His own childhood was blissfully secure. He was the third of six children. His father, Rory, was a TD (an Irish MP) and a former Minister of Health. Both his parents were practising Catholics, but it wasn't an identity that weighed heavily on him. "My father's family come from Armagh, north of the border, but from a very non-violent Republican tradition." And he could get out of having to say the rosary by claiming to have a bad knee. At school, the majority of his teachers were priests, "and we always found them ridiculous. They were there to tax your mind to see who could come up with the best nickname." At 15, Ardal's religious certainties about God and Hell began to crack. "Once you start questioning all that, it becomes terribly frightening. I'm scared, talking to you now. When someone asks me, Do you believe in God?, I have to say, as a rational human being, no. But at home, alone at night with the wind howling outside, I expose my buttocks to the bunsen burner, and I kneel on nails and say, I'm sorry, God. I didn't mean it. It was just a joke."

To his parents' disapproval ("My father would have preferred it if I'd taken an interest in his politics at election time"), he went to the capital and invented the Dublin stand-up circuit. With two friends he started The Comedy Cellar. "The Cellar audience was just a bunch of friends who hadn't been exposed to that kind of stand-up before. When I started, I hadn't seen a live comic. There was nothing to follow on from, unless you went back to Dave Allen. It was all very silly and anarchic and undergraduate, but it developed. But it was always frustrating, because there was nowhere to play. The move to London was inevitable." In the Big Smoke, he was an instant hit. He won the 1994 Hackney Empire Newcomer Award just three days after getting off the plane.

Had he experienced hostility, catcalls, rotten fruit, hecklers? O'Hanlon is shocked. "No, never." No cries of "You're crap, get off"? "No, I'd retire immediately." But doesn't every stand-up go through a baptism of fire until the act takes off? "I never had that problem. But I never confronted people in a way that made them leave a room. I selected my gigs. I never went to places where people were going to hate me. Why would you do that?"

O'Hanlon, eyes widened with innocence, is suddenly transformed into Dougal. Had he conceived of him as a kid? "Yeh, I saw him as a child rather than as stupid. I think Ted is the stupid one because he has notions about himself. Dougal is just otherworldly. It's not Stupidworld, it's different, it's Out-there-world." Had he studied the behaviour of six-year-old boys? "No, I think it's more to do with dogs. Dougal behaves like a dog a lot of the time. I think my baby does, too. Any stimulus in the room, and you get all this... " he looks around, blue eyes widen " ... endless curiosity."

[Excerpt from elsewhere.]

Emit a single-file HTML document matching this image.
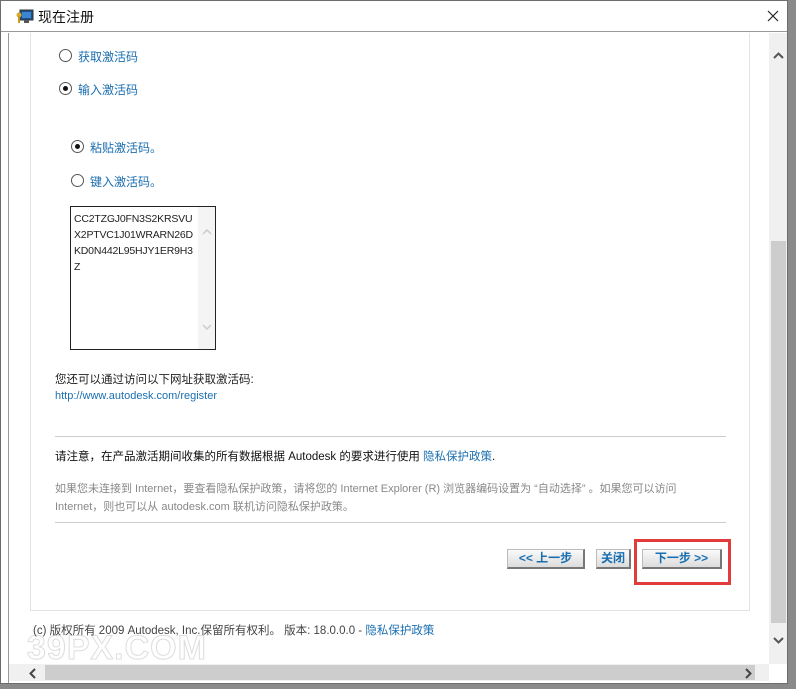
<!DOCTYPE html>
<html><head><meta charset="utf-8"><style>
*{margin:0;padding:0;box-sizing:border-box}
body{width:796px;height:689px;background:#8a8a8a;position:relative;overflow:hidden;font-family:"Liberation Sans","Noto Sans CJK SC",sans-serif;font-size:12px}
.win{position:absolute;left:0;top:0;width:788px;height:684px;background:#fff;border:1px solid #6d6d6d}
.title{position:absolute;left:0;top:0;width:786px;height:31px;border-bottom:1px solid #9a9a9a;background:#fff}
.title span{position:absolute;left:37px;top:6px;font-size:14px;color:#111}
.abs{position:absolute;white-space:nowrap}
.blue{color:#1a6fb0}
.radio{position:absolute;width:13px;height:13px;border:1px solid #555;border-radius:50%;background:#fff}
.radio.on::after{content:"";position:absolute;left:3px;top:3px;width:5px;height:5px;border-radius:50%;background:#111}
.btn{position:absolute;height:20px;background:linear-gradient(#fafafa,#dcdcdc);border:1px solid #bbb;border-right:2px solid #777;border-bottom:2px solid #777;color:#1a6fb0;font-weight:bold;font-size:12px;text-align:center;line-height:17px}
</style></head><body>
<div class="win">
<div class="title">
<svg class="abs" style="left:15px;top:8px" width="18" height="15"><rect x="4" y="1" width="13" height="10" fill="#1e4f8a" stroke="#333"/><rect x="6" y="3" width="9" height="6" fill="#3a86d0"/><rect x="8" y="11" width="5" height="3" fill="#555"/><circle cx="3" cy="6" r="2.5" fill="#d9a92a"/><rect x="2" y="7" width="2" height="7" fill="#c99920"/></svg>
<span>现在注册</span>
<svg class="abs" style="left:766px;top:9px" width="12" height="12"><path d="M1 1L11 11M11 1L1 11" stroke="#222" stroke-width="1.2"/></svg>
</div>
<div class="abs" style="left:7px;top:32px;width:1px;height:650px;background:#999"></div>
<div class="abs" style="left:29px;top:32px;width:1px;height:578px;background:#e3e3e3"></div>
<div class="abs" style="left:748px;top:32px;width:1px;height:578px;background:#e3e3e3"></div>
<div class="abs" style="left:29px;top:609px;width:720px;height:1px;background:#e3e3e3"></div>

<div class="radio" style="left:58px;top:48px"></div><div class="abs blue" style="left:77px;top:47px">获取激活码</div>
<div class="radio on" style="left:58px;top:81px"></div><div class="abs blue" style="left:77px;top:80px">输入激活码</div>
<div class="radio on" style="left:70px;top:139px"></div><div class="abs blue" style="left:89px;top:138px">粘贴激活码。</div>
<div class="radio" style="left:70px;top:173px"></div><div class="abs blue" style="left:89px;top:172px">键入激活码。</div>

<div class="abs" style="left:69px;top:205px;width:146px;height:144px;border:1px solid #222;background:#fff">
<div class="abs" style="left:3px;top:4px;font-size:10.5px;line-height:16px;color:#222;letter-spacing:-0.2px">CC2TZGJ0FN3S2KRSVU<br>X2PTVC1J01WRARN26D<br>KD0N442L95HJY1ER9H3<br>Z</div>
<div class="abs" style="left:127px;top:0;width:17px;height:142px;background:#f4f4f4"></div>
<svg class="abs" style="left:131px;top:22px" width="10" height="6"><path d="M1 5L5 1L9 5" stroke="#ccc" fill="none" stroke-width="1.5"/></svg>
<svg class="abs" style="left:131px;top:117px" width="10" height="6"><path d="M1 1L5 5L9 1" stroke="#ccc" fill="none" stroke-width="1.5"/></svg>
</div>

<div class="abs" style="left:54px;top:370px;color:#222;font-size:11.5px">您还可以通过访问以下网址获取激活码:</div>
<div class="abs blue" style="left:54px;top:389px;font-size:11px">http://www.autodesk.com/register</div>

<div class="abs" style="left:54px;top:435px;width:671px;height:1px;background:#ccc"></div>
<div class="abs" style="left:54px;top:447px;color:#111;font-size:11.5px">请注意，在产品激活期间收集的所有数据根据 Autodesk 的要求进行使用 <span class="blue">隐私保护政策</span>.</div>
<div class="abs" style="left:54px;top:479px;color:#888;font-size:11px;line-height:18px">如果您未连接到 Internet，要查看隐私保护政策，请将您的 Internet Explorer (R) 浏览器编码设置为 “自动选择” 。如果您可以访问<br>Internet，则也可以从 autodesk.com 联机访问隐私保护政策。</div>
<div class="abs" style="left:54px;top:521px;width:671px;height:1px;background:#ccc"></div>

<div class="btn" style="left:506px;top:548px;width:78px">&lt;&lt; 上一步</div>
<div class="btn" style="left:595px;top:548px;width:35px">关闭</div>
<div class="btn" style="left:641px;top:548px;width:80px">下一步 &gt;&gt;</div>
<div class="abs" style="left:633px;top:538px;width:97px;height:46px;border:3px solid #e23b3b"></div>

<div class="abs" style="left:26px;top:628px;font-size:34px;color:#fff;-webkit-text-stroke:1px #ddd;font-weight:bold;letter-spacing:1px">39PX.COM</div>
<div class="abs" style="left:32px;top:621px;color:#444;font-size:11.5px">(c) 版权所有 2009 Autodesk, Inc.保留所有权利。 版本: 18.0.0.0 - <span class="blue">隐私保护政策</span></div>

<div class="abs" style="left:768px;top:32px;width:18px;height:631px;background:#f0f0f0"></div>
<div class="abs" style="left:770px;top:240px;width:15px;height:382px;background:#cdcdcd"></div>
<svg class="abs" style="left:772px;top:51px" width="11" height="7"><path d="M1 6L5.5 1.5L10 6" stroke="#555" fill="none" stroke-width="2"/></svg>
<svg class="abs" style="left:772px;top:636px" width="11" height="7"><path d="M1 1L5.5 5.5L10 1" stroke="#555" fill="none" stroke-width="2"/></svg>
<div class="abs" style="left:8px;top:663px;width:760px;height:17px;background:#f0f0f0"></div>
<div class="abs" style="left:44px;top:664px;width:710px;height:15px;background:#cdcdcd"></div>
<svg class="abs" style="left:28px;top:667px" width="7" height="11"><path d="M6 1L1.5 5.5L6 10" stroke="#444" fill="none" stroke-width="2"/></svg>
<svg class="abs" style="left:744px;top:667px" width="7" height="11"><path d="M1 1L5.5 5.5L1 10" stroke="#444" fill="none" stroke-width="2"/></svg>
</div>
</body></html>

He first met Dermot Morgan, who played Father Ted, some years ago, at a television debate prophetically entitled "Why Doesn't Irish Television Do More Comedy?". "He was fairly well known as a political satirist, a kind of Irish Rory Bremner," says O'Hanlon. "He bought me coffee and tried to pick my brains about comedy in case I had something he could use later on. He was always a live wire, always a barrel of ideas." Morgan died, tragically young, between the end of filming the third Father Ted series and its first transmission on 12 March. It was, it seems, overwork that got him. "There was no sign that he might be about to die. He was always hyperactive. He always, even during the last series, had other projects on the go. He was always on the phone, always had a round of meetings every day. He must have been under terrible stress - and it was all self- induced." O'Hanlon and Morgan were for a time inseparable. "We were a double-act, on and off the stage. We used to play football together. We drank together a lot. We spent every day together and lunch together. After the first series we had to stop going out every single evening because we had families and responsibilities. I saw more of Dermot than I did of my own family."

Morgan's death left, along with a psychic wound, an unfillable hole in the sitcom he so brilliantly starred in. "It sort of ends the speculation, doesn't it?" O'Hanlon asks, laconically. "The Are-we-aren't-we-doing-another- series? thing". But it means that, at 32, he may never be in so successful an enterprise again. So he's going back to stand-up comedy and doing a major British tour in the autumn. After little walk-on roles in a handful of movies (My Left Foot, The Butcher Boy, Moll Flanders), he's open to film offers. He gets a lot of scripts with dog-collar parts and turns them down. He sees a lot of sitcom ideas and rejects them, "because Ted was a good one and I don't want to do a shite one". And he's got his book to promote, in the teeth of the expected Irish backlash. ("It's an Irish trait. They'll say: `You're a comedian. You do jokes. You have no business writing a book ...'").

What he'd really like, after the upheavals of the spring, is a little rest. The childish Dougal surfaces for a moment: "I'd love to take a break, but this job doesn't allow it. The mother will be on my back saying, `What're you doing next? What're you doing now?' I've just written a book, I'll say, and finished an award-winning series. Can't you leave me alone?"